Concrètement, tous les élèves sont invités à se connecter sur une plateforme en ligne, un quart d’heure avant l’examen. "Une fois, un jeune avait du mal à se connecter, on l’a appelé et on y est arrivé", raconte la directrice, satisfaite de n’avoir connu que "des petits bugs" : "Une fois, il nous a manqué une copie, le jeune avait du mal à se connecter parce que c’était trop lourd ou bien le réseau ne passait pas, mais il a pu prouver qu’il avait essayé dans les temps."
Alors que l’organisme chargé des TOEIC, les célèbres tests de maîtrise de la langue anglaise, oblige les candidats à placer une caméra derrière eux pour vérifier qu’ils ne regardent pas un dictionnaire, l’ESC n’a rien prévu de tel. La bienveillance semble de mise.
"Pas de crainte" pour la valeur des diplômes
Dans tous les établissements, à tous les niveaux, les concours et examens de 2020 ne ressemblent à aucun autre. Alors un soupçon pèsera-t-il sur ce millésime ? Les recruteurs penseront-ils que les diplômes ont été donnés et ne valent pas autant que d’habitude ? Odile Gonzalez n’a pas cette crainte.

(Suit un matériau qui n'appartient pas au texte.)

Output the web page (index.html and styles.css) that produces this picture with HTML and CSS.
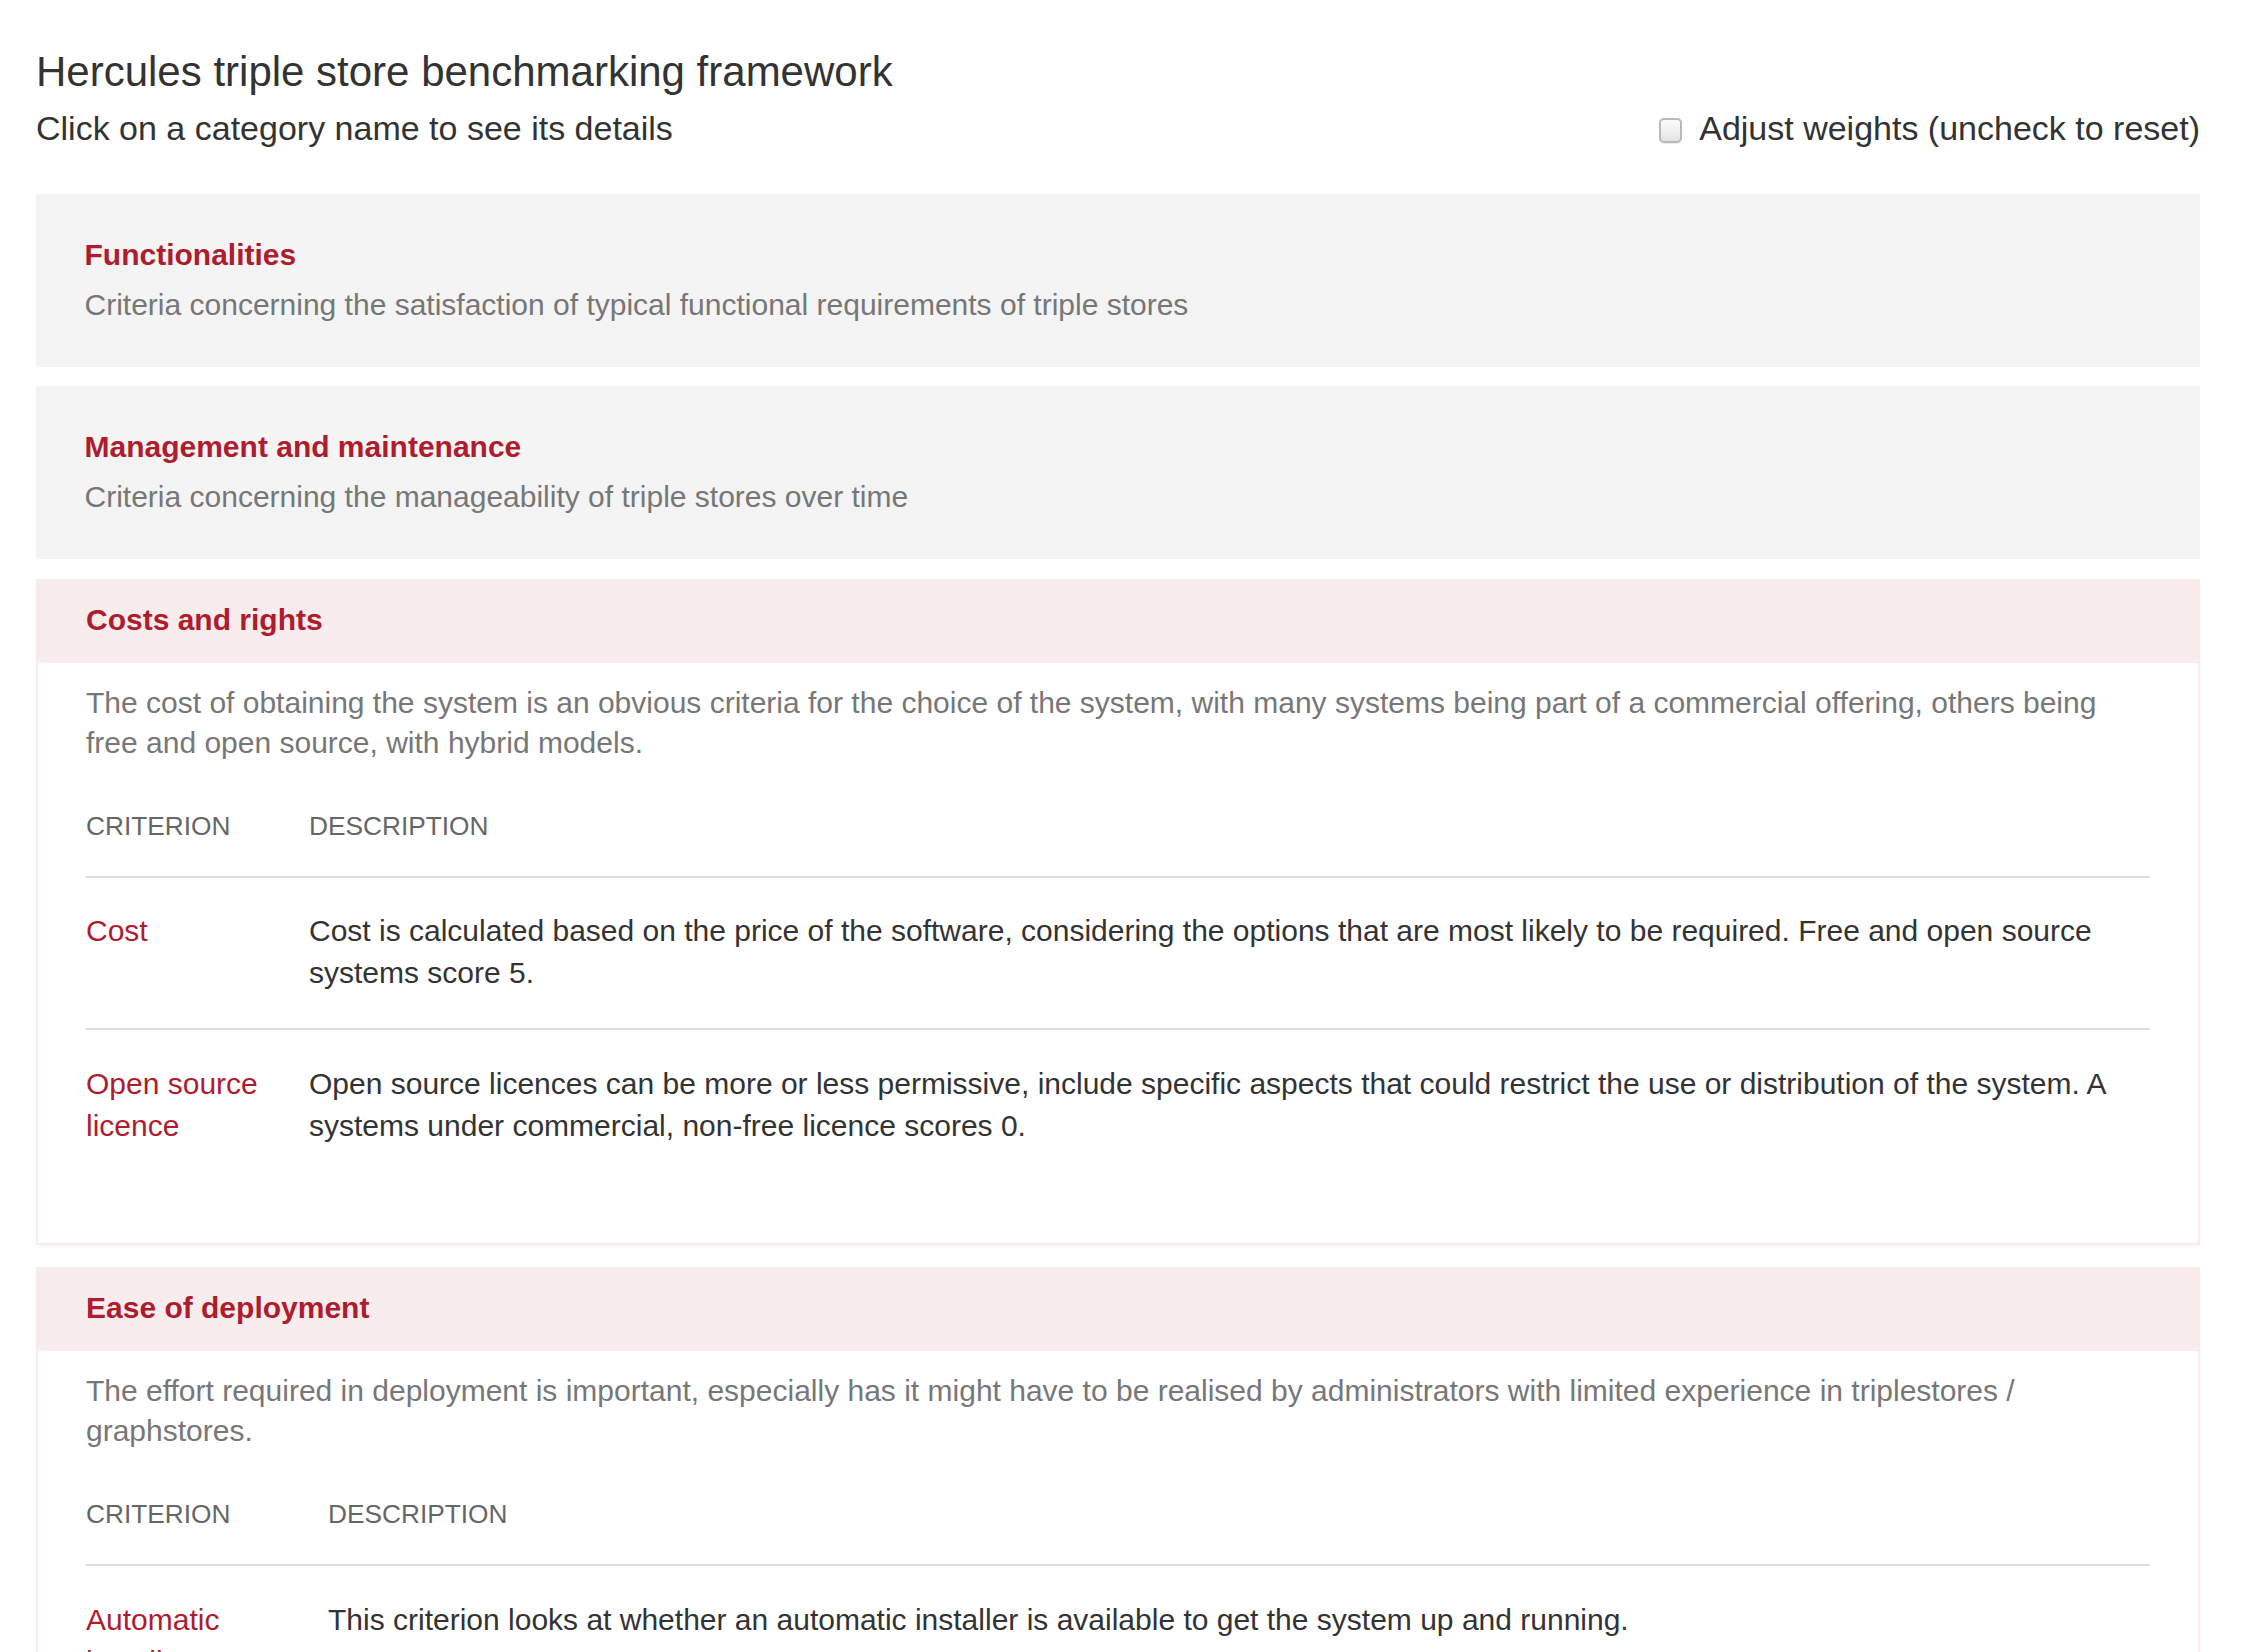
FILE: index.html
```html
<!DOCTYPE html>
<html lang="en">
<head>
<meta charset="utf-8">
<title>Hercules triple store benchmarking framework</title>
<link rel="stylesheet" href="styles.css">
</head>
<body>
<div class="page">
  <h1 class="title">Hercules triple store benchmarking framework</h1>
  <div class="toolbar">
    <p class="hint">Click on a category name to see its details</p>
    <label class="adjust"><input type="checkbox" class="cb"><span>Adjust weights (uncheck to reset)</span></label>
  </div>

  <section class="panel collapsed">
    <h2 class="cat-name">Functionalities</h2>
    <p class="cat-desc">Criteria concerning the satisfaction of typical functional requirements of triple stores</p>
  </section>

  <section class="panel collapsed">
    <h2 class="cat-name">Management and maintenance</h2>
    <p class="cat-desc">Criteria concerning the manageability of triple stores over time</p>
  </section>

  <section class="panel expanded">
    <div class="panel-head"><h2 class="cat-name">Costs and rights</h2></div>
    <div class="panel-body">
      <p class="intro">The cost of obtaining the system is an obvious criteria for the choice of the system, with many systems being part of a commercial offering, others being free and open source, with hybrid models.</p>
      <table class="criteria crit-costs">
        <thead>
          <tr><th class="col-name">Criterion</th><th>Description</th></tr>
        </thead>
        <tbody>
          <tr>
            <td class="crit">Cost</td>
            <td>Cost is calculated based on the price of the software, considering the options that are most likely to be required. Free and open source systems score 5.</td>
          </tr>
          <tr>
            <td class="crit">Open source licence</td>
            <td>Open source licences can be more or less permissive, include specific aspects that could restrict the use or distribution of the system. A systems under commercial, non-free licence scores 0.</td>
          </tr>
        </tbody>
      </table>
    </div>
  </section>

  <section class="panel expanded">
    <div class="panel-head"><h2 class="cat-name">Ease of deployment</h2></div>
    <div class="panel-body">
      <p class="intro">The effort required in deployment is important, especially has it might have to be realised by administrators with limited experience in triplestores / graphstores.</p>
      <table class="criteria crit-deploy">
        <thead>
          <tr><th class="col-name">Criterion</th><th>Description</th></tr>
        </thead>
        <tbody>
          <tr>
            <td class="crit">Automatic installer</td>
            <td>This criterion looks at whether an automatic installer is available to get the system up and running.</td>
          </tr>
          <tr>
            <td class="crit">Documentation</td>
            <td>The availability and quality of installation documentation.</td>
          </tr>
        </tbody>
      </table>
    </div>
  </section>
</div>
</body>
</html>
```

FILE: styles.css
```css
html, body {
  margin: 0;
  padding: 0;
  background: #ffffff;
}

body {
  font-family: "Liberation Sans", Arial, Helvetica, sans-serif;
  color: #333333;
  font-size: 30px;
}

.page {
  padding: 0 48px 60px 36px;
}

.title {
  margin: 48.5px 0 0;
  font-size: 42px;
  line-height: 46px;
  font-weight: normal;
  color: #333333;
}

.toolbar {
  display: flex;
  justify-content: space-between;
  align-items: center;
  margin-top: 10px;
  margin-bottom: 42.5px;
}

.hint {
  margin: 0;
  font-size: 34px;
  line-height: 47px;
}

.adjust {
  display: flex;
  align-items: center;
  gap: 17px;
  font-size: 34px;
  line-height: 47px;
}

.cb {
  appearance: none;
  -webkit-appearance: none;
  margin: 5px 0 0;
  width: 23px;
  height: 25px;
  box-sizing: border-box;
  border: 2px solid #b9b9b9;
  border-radius: 5px;
  background: linear-gradient(#fbfbfb, #e4e4e4);
  box-shadow: 0 1px 1px rgba(0, 0, 0, 0.08);
}

.panel {
  margin-bottom: 20px;
}

.cat-name {
  margin: 0;
  font-size: 30px;
  line-height: 42px;
  font-weight: bold;
  color: #ae1c2e;
}

.collapsed {
  background: #f4f4f4;
  padding: 39.5px 50px 39.5px 48.5px;
  height: 94px;
}

.collapsed + .collapsed {
  margin-top: -1px;
}

.cat-desc {
  margin: 8px 0 0;
  font-size: 30px;
  line-height: 42px;
  color: #777777;
}

.expanded {
  border: 2px solid #f8eced;
  background: #ffffff;
  margin-bottom: 22px;
  box-shadow: 0 2px 3px rgba(0, 0, 0, 0.03);
}

.panel-head {
  background: #f9eced;
  padding: 18px 48px 22px;
}

.panel-body {
  padding: 20px 48px 62.5px;
}

.intro {
  margin: 0 0 29.5px;
  font-size: 30px;
  line-height: 40px;
  color: #777777;
}

.criteria {
  width: 100%;
  border-collapse: collapse;
  table-layout: fixed;
}

.criteria th {
  text-align: left;
  font-weight: normal;
  text-transform: uppercase;
  font-size: 26.25px;
  line-height: 36.75px;
  color: #666666;
  padding: 15px 0 31.5px;
  border-bottom: 2px solid #dddddd;
}

.criteria td {
  vertical-align: top;
  font-size: 30px;
  line-height: 42px;
  color: #333333;
  padding: 32.5px 0 34px;
  border-top: 2px solid #dddddd;
}

.criteria tbody tr:first-child td {
  border-top: none;
}

.criteria td.crit {
  color: #ae1c2e;
}

.crit-costs .col-name {
  width: 223px;
}

.crit-deploy .col-name {
  width: 242px;
}
```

"Non, pas chez nous, affirme-t-elle. Les professeurs ont fait cours à distance et savent très bien si les compétences sont acquises ou non. Nos jeunes sont tous en alternance, les recruteurs les suivent et 30% des Master ont déjà une promesse d’embauche : ça prouve qu’ils n’ont pas peur de leur valeur."
En revanche, la valeur du Bac pose question. "C’est plutôt nous qui avons peur pour la rentrée, avec les petits Terminales, parce qu’une partie du programme n’a pas été approfondie, confie la directrice de l’ESC. Il y aura peut-être des révisions et du travail individuel à demander."
La directrice en direct sur Instagram
Il n’y a pas de concours écrit pour entrer à l’ESC. Les sessions d’admission se font à l’oral. Et pour les Licences et Masters, c’est la directrice elle-même qui mène les entretiens cette année… par Skype.
L’école a bien entamé sa mutation numérique. Elle a même investi l’un des réseaux sociaux les plus populaires dans la jeunesse : Instagram. Le compte de l’école existe depuis 5 ans, mais désormais, "On est hyper actif sur Insta !", se réjouit la directrice.
Cette dernière a fait ses armes sur un autre réseau. "J’ai fait un Facebook Live il y a un mois et ça a bien fonctionné, raconte-t-elle. Je pense qu’on va en refaire après l’épidémie, parce que c’est un moyen hyper adapté aux jeunes, c’est moins formel, c’est bien !"
À partir de cette semaine, pour compenser l'annulation des portes ouvertes, c'est sur Instagram qu'Odile Gonzalez donne rendez-vous aux jeunes intéressés par l'ESC. Lors de quatre soirées (mardi-mercredi et à nouveau la semaine prochaine), à 18h, elle sera en direct sur la page de l’école pour présenter une filière de formation et répondre en temps réel aux questions.
Plus globalement, plusieurs enseignants dressent un bilan très positif de la numérisation des cours eux-même, pendant le confinement.
"Les exercices pratiques en groupe fonctionnent très bien à distance, affirme Pierre Delorme, professeur en Banque et analyse financière. C’est vraiment chouette, tout le monde joue le jeu. [C’est] une opportunité pour ces futurs managers. Demain, en entreprise, la plupart d’entre eux seront certainement amenés à utiliser des outils de travail collaboratif."
"Lorsque la continuité pédagogique à distance a été annoncée (...), je me suis empressée de repenser mes cours (...), j’ai coaché les étudiants en amont en leur expliquant le fonctionnement de la plateforme et les règles à suivre (...) et ils ont été vraiment super !", raconte Carine Niez, professeur de Développement commercial et gestion de la relation clients. Elle ajoute que l’effort d’adaptation de son "discours" et de son "rythme" lui ont apporté "de nouvelles compétences et ouvre d’autres opportunités pour le futur".